Take the bed off and put on an aluminum flat bed. I'd never set up another pick-up without one. The storage you pick up on the sides is great. Makes loading/unloading camper really easy. Without the camper on you get about 7 feet of bed space sideways! Can always put stock bed back on when time to change trucks.
 
My biggest gripe insofar as securing the camper is the fact that the rain flap on the front of the camper reaches the cab on my truck. I don't know why Alaskan would design such a thing.

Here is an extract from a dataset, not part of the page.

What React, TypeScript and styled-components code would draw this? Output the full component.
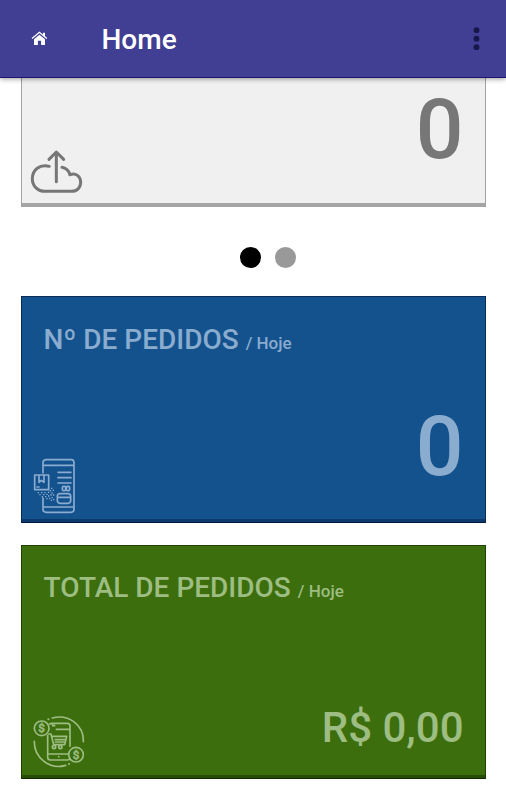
import React from "react";
import styled, { createGlobalStyle } from "styled-components";

const GlobalStyle = createGlobalStyle`
  * { box-sizing: border-box; }
  body { margin: 0; background: #fff; font-family: Roboto, sans-serif; font-weight: 500; overflow: hidden; }
  svg { display: block; }
`;

const Page = styled.div`
  width: 506px;
  height: 800px;
  overflow: hidden;
`;

const Toolbar = styled.header`
  position: relative;
  z-index: 1;
  display: flex;
  align-items: center;
  height: 78px;
  padding: 0 26px 0 31px;
  background: #403f94;
  border-bottom: 1px solid #1c1672;
  box-shadow: 0 1px 5px rgba(0, 0, 0, 0.4);
`;

const PageTitle = styled.h1`
  flex: 1;
  margin: 2px 0 0 53.5px;
  color: #fff;
  font-size: 28px;
  font-weight: 500;
  line-height: 36px;
`;

const MenuButton = styled.button`
  width: 7px;
  height: 24px;
  padding: 0;
  border: 0;
  background: none;
  color: #17174b;
`;

const Content = styled.main`
  display: flex;
  flex-direction: column;
  padding: 0 20px 0 21px;
`;

type Tone = "gray" | "blue" | "green";

const tones = {
  gray: { bg: "#f0f0f0", fg: "#777777", line: "#a2a2a2", base: "#a4a4a4", edge: "#a4a4a4" },
  blue: { bg: "#14528e", fg: "#8aaccf", line: "#0b2c58", base: "#0d3a6c", edge: "#04183d" },
  green: { bg: "#3c6e0d", fg: "#9dbd82", line: "#1d4204", base: "#274d09", edge: "#0c2900" },
};

const Card = styled.section<{ $tone: Tone; $height: number; $open?: boolean }>`
  display: flex;
  flex-direction: column;
  justify-content: space-between;
  height: ${(p) => p.$height}px;
  color: ${(p) => tones[p.$tone].fg};
  background: ${(p) => tones[p.$tone].bg};
  border: 1px solid ${(p) => tones[p.$tone].line};
  border-top-width: ${(p) => (p.$open ? 0 : 1)}px;
  border-bottom-color: ${(p) => tones[p.$tone].edge};
  box-shadow: inset 0 -3px ${(p) => tones[p.$tone].base};
`;

const CardTitle = styled.h2<{ $top: number }>`
  margin: ${(p) => p.$top}px 0 0 21.6px;
  font-size: 28px;
  font-weight: 500;
  line-height: 36px;
  white-space: nowrap;
`;

const Period = styled.small`
  margin-left: 7px;
  font-size: 17px;
`;

const CardBody = styled.div<{ $bottom: number; $left: number }>`
  display: flex;
  align-items: flex-end;
  justify-content: space-between;
  padding: 0 21.5px ${(p) => p.$bottom}px ${(p) => p.$left}px;
`;

const Value = styled.div<{ $size: number; $lift: number }>`
  font-size: ${(p) => p.$size}px;
  line-height: 1;
  margin-bottom: ${(p) => p.$lift}px;
`;

const Pager = styled.nav`
  display: flex;
  align-items: center;
  justify-content: center;
  gap: 14px;
  height: 89px;
  padding: 12px 0 0 28px;
`;

const Dot = styled.span<{ $active?: boolean }>`
  width: 21px;
  height: 21px;
  border-radius: 50%;
  background: ${(p) => (p.$active ? "#000" : "#999")};
`;

const Gap = styled.div`
  height: 22px;
`;

const HomeIcon = () => (
  <svg width="17" height="15" viewBox="0 0 17 15" fill="#fff">
    <path d="M3 8.3 8.4 3.7 14 8.3V14h-3.9V9.8H6.9V14H3Z" />
    <path d="M1 7.6 8.4 1.3 15.8 7.6" fill="none" stroke="#fff" strokeWidth="1.3" />
    <path d="M12 1.7h2v4l-2-1.7Z" />
  </svg>
);

const CloudIcon = () => (
  <svg width="53.33" height="45" viewBox="60 27 160 135" fill="none" stroke="currentColor" strokeWidth="9" strokeLinecap="round" strokeLinejoin="round">
    <path d="M118 79C89 71 67 90 67 116C67 139 84 154 105 154H185C201 154 212 143 212 127C212 109 197 97 180 104" />
    <path d="M156 82C168 84 176 92 180 104" />
    <path d="M139 125V36M117 58 139 36 161 58" />
  </svg>
);

const OrderIcon = () => (
  <svg width="44" height="57" viewBox="54 21 132 171" fill="none" stroke="currentColor" strokeWidth="5" strokeLinecap="round" strokeLinejoin="round">
    <path d="M84 69V38Q84 29 94 29H168Q177 29 177 38V178Q177 187 168 187H94Q84 187 84 178V144M84 46H177M84 171H177" />
    <path d="M59 75H101V119H59ZM72 75V97L79 91L87 97V75M66 111H72" />
    <path d="M129 67H168M129 83H168M129 99H168" />
    <rect x="142" y="109" width="10" height="13" rx="4" />
    <rect x="154" y="109" width="10" height="13" rx="4" />
    <path d="M127 139Q127 131 135 131H159Q167 131 167 139V151Q167 160 159 160H135Q127 160 127 151ZM128 142H166" />
    <path d="M68 128h4M78 128h4M88 128h4M73 134h4M84 134h4M94 133h4M80 140h4M90 140h4M99 127h4M108 115h4M113 121h4M104 122h4M109 129h4M99 138h4M106 135h4M114 135h4M94 146h4M102 145h4M110 143h4M107 151h4M114 149h4" strokeWidth="4" strokeLinecap="butt" />
  </svg>
);

const SalesIcon = () => (
  <svg width="54" height="53" viewBox="51 30 162 159" fill="none" stroke="currentColor" strokeWidth="5" strokeLinecap="round" strokeLinejoin="round">
    <path d="M112 39C162 26 207 62 205 110M58 109C57 157 103 196 152 181" />
    <path d="M100 43h.1M162 177h.1" strokeWidth="6" />
    <circle cx="80" cy="70" r="22" />
    <circle cx="183" cy="149" r="22" />
    <g fill="currentColor" stroke="currentColor" strokeWidth="1.5" fontFamily="Roboto, sans-serif" fontSize="35" fontWeight="500" textAnchor="middle">
      <text x="80" y="82">$</text>
      <text x="183" y="161">$</text>
    </g>
    <path d="M103 57Q105 55 111 55H157Q165 55 165 63V124M98 91V157Q98 165 106 165H157Q163 165 165 161M124 73H164M98 147H159M131 155h.1M113 57v5h6" />
    <path d="M101 87H108L116 119H149L155 94H111M121 104H151M121 111H147" />
    <circle cx="117" cy="126" r="5" />
    <circle cx="136" cy="126" r="5" />
  </svg>
);

export default function App() {
  return (
    <Page>
      <GlobalStyle />
      <Toolbar>
        <HomeIcon />
        <PageTitle>Home</PageTitle>
        <MenuButton aria-label="Menu">
          <svg width="7" height="24" viewBox="0 0 7 24" fill="currentColor">
            <circle cx="3.5" cy="3.2" r="2.9" />
            <circle cx="3.5" cy="11.7" r="2.9" />
            <circle cx="3.5" cy="20.2" r="2.9" />
          </svg>
        </MenuButton>
      </Toolbar>
      <Content>
        <Card $tone="gray" $height={129} $open>
          <span />
          <CardBody $bottom={12} $left={8}>
            <CloudIcon />
            <Value $size={84} $lift={22}>0</Value>
          </CardBody>
        </Card>
        <Pager>
          <Dot $active />
          <Dot />
        </Pager>
        <Card $tone="blue" $height={227}>
          <CardTitle $top={25}>Nº DE PEDIDOS<Period>/ Hoje</Period></CardTitle>
          <CardBody $bottom={8} $left={11}>
            <OrderIcon />
            <Value $size={84} $lift={25}>0</Value>
          </CardBody>
        </Card>
        <Gap />
        <Card $tone="green" $height={234}>
          <CardTitle $top={24}>TOTAL DE PEDIDOS<Period>/ Hoje</Period></CardTitle>
          <CardBody $bottom={10} $left={10}>
            <SalesIcon />
            <Value $size={42} $lift={19}>R$ 0,00</Value>
          </CardBody>
        </Card>
      </Content>
    </Page>
  );
}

I think you will want to make sure that the camper is prevented from moving forward and damaging the paint on your cab by using some wood or something rather than learning an expensive and painful lesson such as I did.
 
Many trucks today have different specs than the old GMC's which Alaskans were sold on. Now, there are available, 3" rubber bumpers to offset the camper back a bit from things like happi-jack tie down systems and interference with cab offsets. These large rubber bumpers create a situation where you can slide the camper all the way forward and implement the tie down system. Sorry about the trouble, but those flaps were originally installed on the campers to divert rain water from getting under the camper from the cab side and rotting the wood framework the campers were mounted on. That was in the days when Alaskans were bolted down to the bed....and they still are in many cases depending on the choice of mounting method.